◆ WHAT YOU SHOULD DO ◆
Report how many lines in the listing below include the word "this". Write nothing besides the number.
### GIVEN RECORDS
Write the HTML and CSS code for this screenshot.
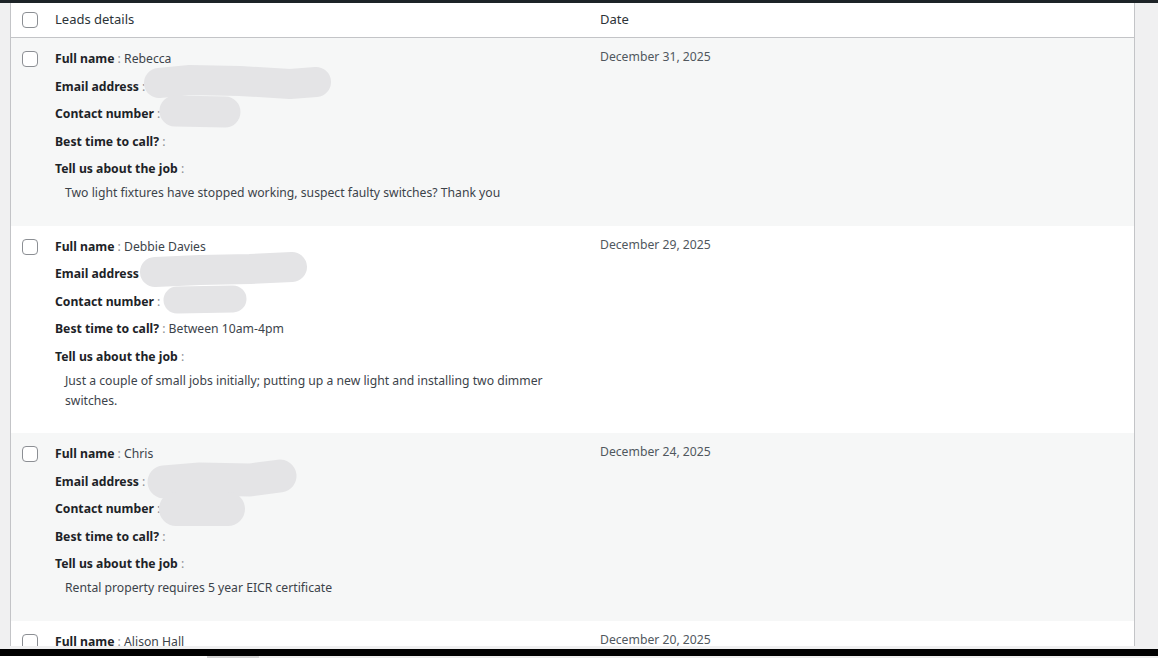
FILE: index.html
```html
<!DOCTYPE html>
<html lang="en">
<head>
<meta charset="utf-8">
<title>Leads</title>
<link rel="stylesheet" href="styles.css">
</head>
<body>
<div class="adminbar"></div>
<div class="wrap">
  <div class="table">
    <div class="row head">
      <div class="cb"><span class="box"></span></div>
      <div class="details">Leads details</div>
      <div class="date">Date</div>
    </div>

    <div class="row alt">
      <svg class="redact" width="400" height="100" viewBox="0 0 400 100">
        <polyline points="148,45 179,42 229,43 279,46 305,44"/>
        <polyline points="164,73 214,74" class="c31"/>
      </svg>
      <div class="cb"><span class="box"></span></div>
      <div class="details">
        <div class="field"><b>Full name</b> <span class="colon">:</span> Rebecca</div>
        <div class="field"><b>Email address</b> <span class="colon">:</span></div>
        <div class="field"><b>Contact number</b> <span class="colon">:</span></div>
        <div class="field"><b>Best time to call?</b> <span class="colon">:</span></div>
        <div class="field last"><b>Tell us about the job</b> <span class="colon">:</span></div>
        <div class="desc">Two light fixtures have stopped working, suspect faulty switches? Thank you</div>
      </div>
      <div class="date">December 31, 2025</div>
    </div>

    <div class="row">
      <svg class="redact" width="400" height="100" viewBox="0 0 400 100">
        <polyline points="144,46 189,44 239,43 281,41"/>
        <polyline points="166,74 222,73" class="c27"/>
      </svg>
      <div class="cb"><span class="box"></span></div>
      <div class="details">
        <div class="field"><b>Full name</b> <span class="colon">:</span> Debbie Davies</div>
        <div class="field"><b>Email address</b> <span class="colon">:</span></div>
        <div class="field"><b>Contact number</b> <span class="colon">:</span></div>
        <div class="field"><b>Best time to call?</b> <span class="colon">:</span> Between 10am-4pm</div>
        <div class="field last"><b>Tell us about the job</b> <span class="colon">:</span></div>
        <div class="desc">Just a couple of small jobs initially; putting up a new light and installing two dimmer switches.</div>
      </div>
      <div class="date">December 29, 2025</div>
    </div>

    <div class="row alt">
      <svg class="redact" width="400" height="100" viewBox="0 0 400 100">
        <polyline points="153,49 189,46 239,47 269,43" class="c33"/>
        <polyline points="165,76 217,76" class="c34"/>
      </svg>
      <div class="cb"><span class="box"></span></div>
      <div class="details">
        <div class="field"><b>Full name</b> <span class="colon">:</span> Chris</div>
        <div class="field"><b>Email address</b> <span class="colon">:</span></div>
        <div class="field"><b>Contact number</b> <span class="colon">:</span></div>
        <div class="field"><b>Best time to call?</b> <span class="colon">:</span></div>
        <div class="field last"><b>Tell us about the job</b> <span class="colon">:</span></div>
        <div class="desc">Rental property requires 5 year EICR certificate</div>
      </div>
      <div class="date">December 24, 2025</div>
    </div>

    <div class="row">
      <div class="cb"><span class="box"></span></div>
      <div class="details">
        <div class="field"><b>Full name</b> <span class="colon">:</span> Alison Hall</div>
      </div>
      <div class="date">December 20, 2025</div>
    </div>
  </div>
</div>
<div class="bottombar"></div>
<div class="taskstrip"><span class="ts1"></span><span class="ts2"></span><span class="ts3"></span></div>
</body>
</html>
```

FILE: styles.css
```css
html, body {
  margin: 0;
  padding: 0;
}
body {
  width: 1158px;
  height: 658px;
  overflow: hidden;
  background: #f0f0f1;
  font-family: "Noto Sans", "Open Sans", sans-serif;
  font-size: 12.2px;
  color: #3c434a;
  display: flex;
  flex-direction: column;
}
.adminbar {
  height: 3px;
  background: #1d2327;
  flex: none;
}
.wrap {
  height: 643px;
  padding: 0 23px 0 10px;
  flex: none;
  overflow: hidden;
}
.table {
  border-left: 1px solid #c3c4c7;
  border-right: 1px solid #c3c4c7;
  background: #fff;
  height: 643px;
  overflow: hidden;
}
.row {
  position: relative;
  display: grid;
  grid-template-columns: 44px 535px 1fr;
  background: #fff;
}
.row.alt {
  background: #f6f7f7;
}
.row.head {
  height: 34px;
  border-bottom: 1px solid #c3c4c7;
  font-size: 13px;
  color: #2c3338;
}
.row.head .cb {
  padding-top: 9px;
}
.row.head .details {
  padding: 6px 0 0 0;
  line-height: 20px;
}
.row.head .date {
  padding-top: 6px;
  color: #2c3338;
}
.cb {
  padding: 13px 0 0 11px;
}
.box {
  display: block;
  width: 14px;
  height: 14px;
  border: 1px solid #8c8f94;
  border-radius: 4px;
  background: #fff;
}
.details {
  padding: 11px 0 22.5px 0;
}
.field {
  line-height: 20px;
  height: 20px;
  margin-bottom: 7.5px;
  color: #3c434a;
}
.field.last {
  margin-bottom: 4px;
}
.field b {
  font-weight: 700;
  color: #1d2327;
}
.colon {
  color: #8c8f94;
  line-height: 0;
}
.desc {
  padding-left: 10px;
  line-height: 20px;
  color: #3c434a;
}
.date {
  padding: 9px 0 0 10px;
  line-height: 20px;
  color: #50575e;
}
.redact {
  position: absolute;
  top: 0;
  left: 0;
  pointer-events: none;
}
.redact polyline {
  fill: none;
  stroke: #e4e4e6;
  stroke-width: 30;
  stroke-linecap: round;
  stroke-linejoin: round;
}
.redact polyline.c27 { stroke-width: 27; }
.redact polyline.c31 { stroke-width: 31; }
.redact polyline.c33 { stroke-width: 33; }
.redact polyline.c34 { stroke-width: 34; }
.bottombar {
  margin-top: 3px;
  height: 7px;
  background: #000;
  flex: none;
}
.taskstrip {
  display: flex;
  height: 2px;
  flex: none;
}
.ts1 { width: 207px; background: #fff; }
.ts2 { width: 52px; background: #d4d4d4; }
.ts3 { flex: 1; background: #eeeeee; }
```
######
### GIVEN RECORDS
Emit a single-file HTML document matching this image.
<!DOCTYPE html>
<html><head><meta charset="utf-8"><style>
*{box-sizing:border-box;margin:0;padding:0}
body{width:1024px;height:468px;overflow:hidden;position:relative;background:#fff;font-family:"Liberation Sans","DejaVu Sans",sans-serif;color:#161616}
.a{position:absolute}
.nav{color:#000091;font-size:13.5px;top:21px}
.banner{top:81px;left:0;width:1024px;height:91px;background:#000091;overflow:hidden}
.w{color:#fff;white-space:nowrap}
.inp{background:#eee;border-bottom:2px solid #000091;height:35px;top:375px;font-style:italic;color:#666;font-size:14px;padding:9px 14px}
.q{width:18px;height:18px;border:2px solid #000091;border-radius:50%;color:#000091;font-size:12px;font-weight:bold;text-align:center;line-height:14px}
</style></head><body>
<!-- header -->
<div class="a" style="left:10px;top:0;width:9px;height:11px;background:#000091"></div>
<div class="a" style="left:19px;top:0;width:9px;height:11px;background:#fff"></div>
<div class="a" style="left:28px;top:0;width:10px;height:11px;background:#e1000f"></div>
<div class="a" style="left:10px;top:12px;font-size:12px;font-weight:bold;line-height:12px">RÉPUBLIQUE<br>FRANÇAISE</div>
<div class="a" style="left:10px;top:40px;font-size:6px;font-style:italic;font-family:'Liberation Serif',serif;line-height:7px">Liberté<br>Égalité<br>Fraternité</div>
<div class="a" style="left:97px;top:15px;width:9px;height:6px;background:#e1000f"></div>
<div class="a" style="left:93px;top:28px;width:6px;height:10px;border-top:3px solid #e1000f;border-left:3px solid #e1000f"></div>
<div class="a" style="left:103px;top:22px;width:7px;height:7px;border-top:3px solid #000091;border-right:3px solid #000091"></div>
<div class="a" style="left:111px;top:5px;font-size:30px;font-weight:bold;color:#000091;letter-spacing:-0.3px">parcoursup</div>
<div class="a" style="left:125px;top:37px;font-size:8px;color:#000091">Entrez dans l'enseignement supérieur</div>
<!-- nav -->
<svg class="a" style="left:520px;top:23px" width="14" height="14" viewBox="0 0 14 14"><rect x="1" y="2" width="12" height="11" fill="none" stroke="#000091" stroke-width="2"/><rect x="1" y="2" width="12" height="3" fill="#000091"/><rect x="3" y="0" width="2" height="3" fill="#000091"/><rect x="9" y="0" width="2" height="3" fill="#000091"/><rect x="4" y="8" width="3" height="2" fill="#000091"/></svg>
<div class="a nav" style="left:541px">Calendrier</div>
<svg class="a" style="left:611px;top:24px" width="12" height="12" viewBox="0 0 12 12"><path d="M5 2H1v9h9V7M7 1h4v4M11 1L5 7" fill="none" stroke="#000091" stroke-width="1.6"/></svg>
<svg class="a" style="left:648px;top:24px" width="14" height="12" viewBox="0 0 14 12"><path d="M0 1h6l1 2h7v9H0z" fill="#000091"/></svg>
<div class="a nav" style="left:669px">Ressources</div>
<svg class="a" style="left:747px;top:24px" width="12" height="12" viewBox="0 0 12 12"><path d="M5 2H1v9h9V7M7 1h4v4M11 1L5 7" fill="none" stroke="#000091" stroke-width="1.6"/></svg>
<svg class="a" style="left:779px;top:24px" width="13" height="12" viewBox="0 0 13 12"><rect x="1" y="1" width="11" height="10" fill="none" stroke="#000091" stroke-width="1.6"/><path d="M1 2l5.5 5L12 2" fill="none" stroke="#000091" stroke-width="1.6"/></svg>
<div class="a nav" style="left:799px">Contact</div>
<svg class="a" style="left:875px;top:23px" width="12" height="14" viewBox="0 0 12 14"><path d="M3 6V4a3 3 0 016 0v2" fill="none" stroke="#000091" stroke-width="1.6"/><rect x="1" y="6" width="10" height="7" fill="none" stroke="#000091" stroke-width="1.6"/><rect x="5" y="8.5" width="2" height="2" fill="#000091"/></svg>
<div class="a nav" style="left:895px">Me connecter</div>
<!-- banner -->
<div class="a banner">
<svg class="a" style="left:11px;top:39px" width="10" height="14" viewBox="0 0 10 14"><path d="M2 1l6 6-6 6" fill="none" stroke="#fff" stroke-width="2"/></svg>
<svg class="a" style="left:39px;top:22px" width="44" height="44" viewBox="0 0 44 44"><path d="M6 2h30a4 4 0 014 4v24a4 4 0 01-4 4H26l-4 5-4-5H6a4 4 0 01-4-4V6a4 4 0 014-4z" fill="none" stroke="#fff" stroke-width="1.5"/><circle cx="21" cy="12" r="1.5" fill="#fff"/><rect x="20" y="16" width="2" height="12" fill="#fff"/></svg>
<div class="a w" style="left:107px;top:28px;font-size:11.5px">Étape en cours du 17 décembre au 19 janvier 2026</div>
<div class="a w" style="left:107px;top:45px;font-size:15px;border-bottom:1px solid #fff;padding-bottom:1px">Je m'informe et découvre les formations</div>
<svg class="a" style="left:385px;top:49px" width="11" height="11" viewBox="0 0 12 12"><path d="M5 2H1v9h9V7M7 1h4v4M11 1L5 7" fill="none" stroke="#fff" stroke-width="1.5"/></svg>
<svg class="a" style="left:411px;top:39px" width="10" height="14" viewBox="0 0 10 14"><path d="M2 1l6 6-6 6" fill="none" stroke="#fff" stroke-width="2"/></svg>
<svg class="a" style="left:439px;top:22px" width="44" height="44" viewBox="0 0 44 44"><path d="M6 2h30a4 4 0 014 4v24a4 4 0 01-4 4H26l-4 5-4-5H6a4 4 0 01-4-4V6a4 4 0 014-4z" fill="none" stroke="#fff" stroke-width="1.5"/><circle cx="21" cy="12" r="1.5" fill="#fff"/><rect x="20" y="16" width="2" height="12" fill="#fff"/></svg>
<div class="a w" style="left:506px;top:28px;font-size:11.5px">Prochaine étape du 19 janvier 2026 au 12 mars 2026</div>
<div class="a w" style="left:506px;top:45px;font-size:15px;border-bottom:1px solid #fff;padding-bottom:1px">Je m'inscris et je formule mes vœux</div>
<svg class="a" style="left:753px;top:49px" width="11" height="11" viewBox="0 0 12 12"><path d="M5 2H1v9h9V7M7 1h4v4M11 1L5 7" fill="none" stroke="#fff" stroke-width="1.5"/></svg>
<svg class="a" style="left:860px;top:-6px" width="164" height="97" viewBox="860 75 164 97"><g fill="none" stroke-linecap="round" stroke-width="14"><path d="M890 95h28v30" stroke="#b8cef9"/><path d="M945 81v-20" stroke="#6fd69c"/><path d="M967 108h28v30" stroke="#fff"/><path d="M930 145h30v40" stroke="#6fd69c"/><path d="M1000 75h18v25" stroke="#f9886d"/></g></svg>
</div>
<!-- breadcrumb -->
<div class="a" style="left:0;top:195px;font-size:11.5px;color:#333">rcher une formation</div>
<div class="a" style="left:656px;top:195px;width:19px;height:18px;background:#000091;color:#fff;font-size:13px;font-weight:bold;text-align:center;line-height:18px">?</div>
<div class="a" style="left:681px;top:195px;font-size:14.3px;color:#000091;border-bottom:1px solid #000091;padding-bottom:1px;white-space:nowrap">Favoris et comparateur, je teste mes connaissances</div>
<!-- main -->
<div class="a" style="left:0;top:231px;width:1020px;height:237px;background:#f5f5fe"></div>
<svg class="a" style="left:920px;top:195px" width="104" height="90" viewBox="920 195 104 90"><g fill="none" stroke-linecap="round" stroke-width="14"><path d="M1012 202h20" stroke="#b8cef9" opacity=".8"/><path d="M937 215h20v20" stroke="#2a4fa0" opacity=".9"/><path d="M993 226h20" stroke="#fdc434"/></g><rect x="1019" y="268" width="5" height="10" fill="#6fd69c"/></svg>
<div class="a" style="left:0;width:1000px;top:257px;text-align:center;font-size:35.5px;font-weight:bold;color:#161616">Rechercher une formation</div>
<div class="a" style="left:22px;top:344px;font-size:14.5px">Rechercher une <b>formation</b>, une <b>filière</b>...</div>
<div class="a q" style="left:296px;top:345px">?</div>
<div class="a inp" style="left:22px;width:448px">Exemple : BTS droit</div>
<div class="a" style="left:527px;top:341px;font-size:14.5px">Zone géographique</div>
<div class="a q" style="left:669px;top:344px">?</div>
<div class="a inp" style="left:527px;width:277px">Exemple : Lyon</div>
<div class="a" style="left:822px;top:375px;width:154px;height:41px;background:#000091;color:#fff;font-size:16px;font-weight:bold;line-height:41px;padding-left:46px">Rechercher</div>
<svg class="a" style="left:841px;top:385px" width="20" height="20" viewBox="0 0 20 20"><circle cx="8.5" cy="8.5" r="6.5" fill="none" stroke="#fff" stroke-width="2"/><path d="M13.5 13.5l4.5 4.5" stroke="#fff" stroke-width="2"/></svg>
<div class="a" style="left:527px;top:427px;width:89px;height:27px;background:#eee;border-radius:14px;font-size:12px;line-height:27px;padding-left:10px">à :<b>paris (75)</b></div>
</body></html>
######
◆ WRITTEN SOLUTION ◆
2